Tia Maria is a dark coffee liqueur made in Italy using Jamaican coffee beans. The main ingredients are coffee beans, South Jamaican rum, vanilla, and sugar, blended to an alcoholic content of 20%.

==History==
Tia Maria has its origins in Jamaica, where coffee liqueur had been produced for some time. In his book Jamaica Farewell, Morris Cargill recounts having had the idea for developing a coffee liqueur similar to one his aunt used to make. In 1946, he had, to no avail, tried to get the original recipe from his aunt and subsequently connected with Dr Ken Evans, who then developed the recipe. They partnered with others in Jamaica (Herbert Hart, Eustace Myers of Myers Rum, and Paul Geddes of Desnoes & Geddes) to produce the first five thousand cases, with Blue Mountain coffee supplied by Keble Munn. Cargill contracted the London ad agency J.P. MacNulty to brand the product and design the labels. They spent days trying to come up with a name, until Cargill recounted the story of trying to get his aunt's original recipe and Joseph MacNulty said, "I know exactly what we'll call that damn liqueur. Aunt Mary – Tia Maria."

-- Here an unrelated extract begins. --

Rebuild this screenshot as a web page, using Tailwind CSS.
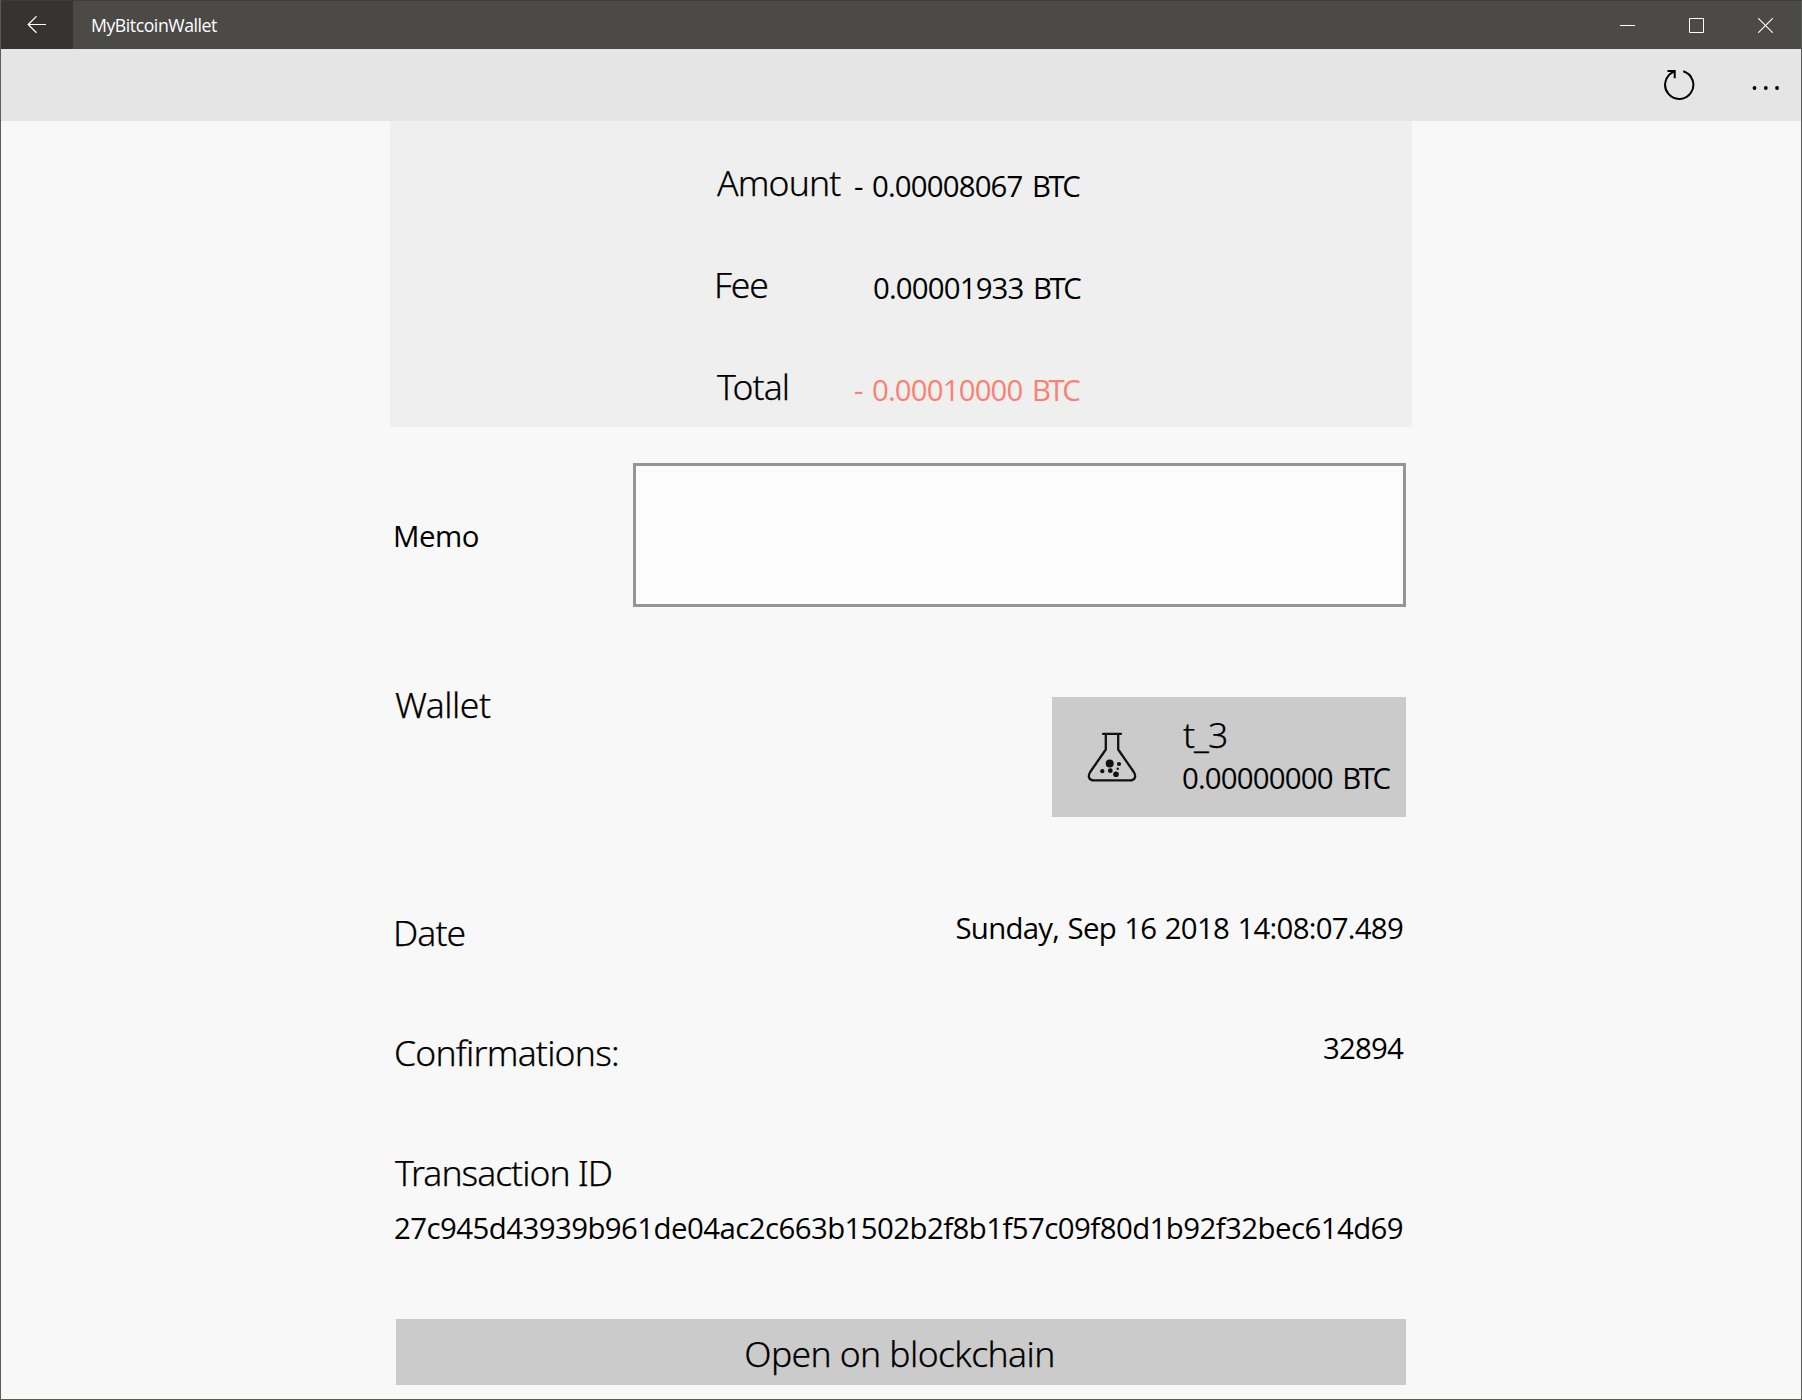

Another account of its history says that a man named Dr. Evans discovered the drink after World War II, and he began reproducing it. This story of Dr. Evans' devotion to the drink is part of the official website's history, however. The Jamaican company Lascelles deMercado, producer of Appleton Rum, supposedly manufactured the concentrate from which the liqueur was made, at least, up until the time it was sold by Pernod. As recently as the 1980s, Tia Maria was made with an alcohol concentration of 31.5% and positioned as a premium liqueur compared to the substantially different product now produced at 20% ABV. In 1985, brand owners Hiram Walker sued the Kirk Line over the loss of five thousand gallons of Tia Maria it had acquired from Estate Industries in Jamaica but was spilt in an accident.

Control of the Tia Maria brand moved to Europe in 1987 when Allied-Lyons of the UK acquired Canadian spirits company Hiram Walker. The brand then became part of the Pernod Ricard portfolio in 2005 through its acquisition of rival firm Allied-Domecq. As part of a debt reduction programme, Pernod Ricard sold it to ILLVA Saronno in July 2009. Following the sale, Chivas Brothers produced it for Saronno before production was transferred to Illva Saronno's distillery in Saronno, Italy. Bacardi U.S.A., Inc. distributed it in the U.S. for Saronno. As of August 1, 2012, Kobrand became the distributor.

==Cocktails==

Tia Maria can be consumed straight with ice but is also frequently used as an ingredient for cocktails or with coffee. It may also be mixed with milk and ice.

Some cocktails include the Tia Espresso Martini, the Dark Tia made with dark rum, the Jaffa Sam made with Tia Maria and orange juice, the Tia Maria and cola, or the Skinny Tia White Russian made with Tia Maria, vodka, and skimmed milk. Another cocktail known as Baby Guinness is Tia Maria mixed in equal parts with Baileys or another Irish cream.